By Leonardo Gottems, reporter for AgroPages
Despite accounting for more than 2,000 registered formulated products (FP), Brazil has a low availability of seed treatment (ST) products for some crops and unwanted biological targets. This is the conclusion of a study released by Abrasem, the Brazilian Seeds and Seedlings Association.
No fewer than 98% of the seeds of hybrid corn and 70% of soybean seeds are treated in Brazilian agriculture. It is the seed treatment that allows the control of biological targets in the early stages of the crop, since many pathogens remain in the soil, such as, for example, fusarium and sclerotinia.
The adoption of TS more than doubled in six years as the market value jumped from 360 million dollars in 2009 to 870 million in the 2014-15 harvest, showing great growth and its perception of value by farmers, according to data from Abrasem. According to the study, however, such control is “threatened by the low availability of products”.
To treat insects found in the seeds of corn, cotton, wheat, peanuts and rice, the products available belong to the same mode of action, “which fatally increases the continuous pressure of resistance selection of pests and diseases,” according to the research: For many crops with less economic impact, the situation is even more serious, with little or no availability of phytosanitary products for such treatment.
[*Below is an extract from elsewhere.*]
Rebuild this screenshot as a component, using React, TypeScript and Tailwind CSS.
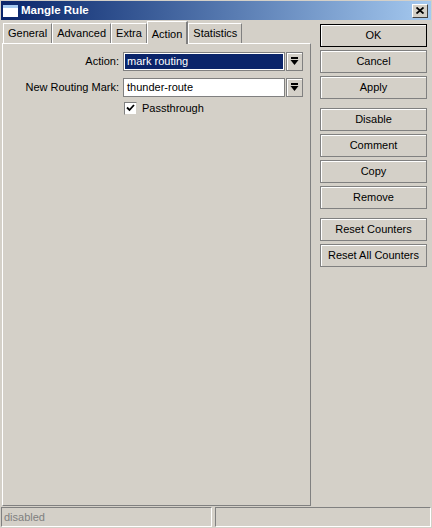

These facts make it difficult or impossible for the rotation of phytosanitary products and, consequently, resistance management”.
According to official data, there are 82 products registered for the purpose of seed treatment, including FP based on carbofuran: For the soybean crop, 61; for maize, 52, for beans, cotton and wheat, respectively, 44, 42 and 39 formulated products are registered for TS. For the peanut crop, 18 products; irrigated rice, 6 products; melon and watermelon only one and for papaya, for example, no product.
“In view of the fragility scenario in the availability of phytosanitary products for seed treatment, both for crops of great economic representativeness and for crops of lesser importance, adjustments are necessary to correct this dysfunction, due to the impossibility of practicing the rotation of products and the correct management of pest and disease resistance”, noted the Abrasem study.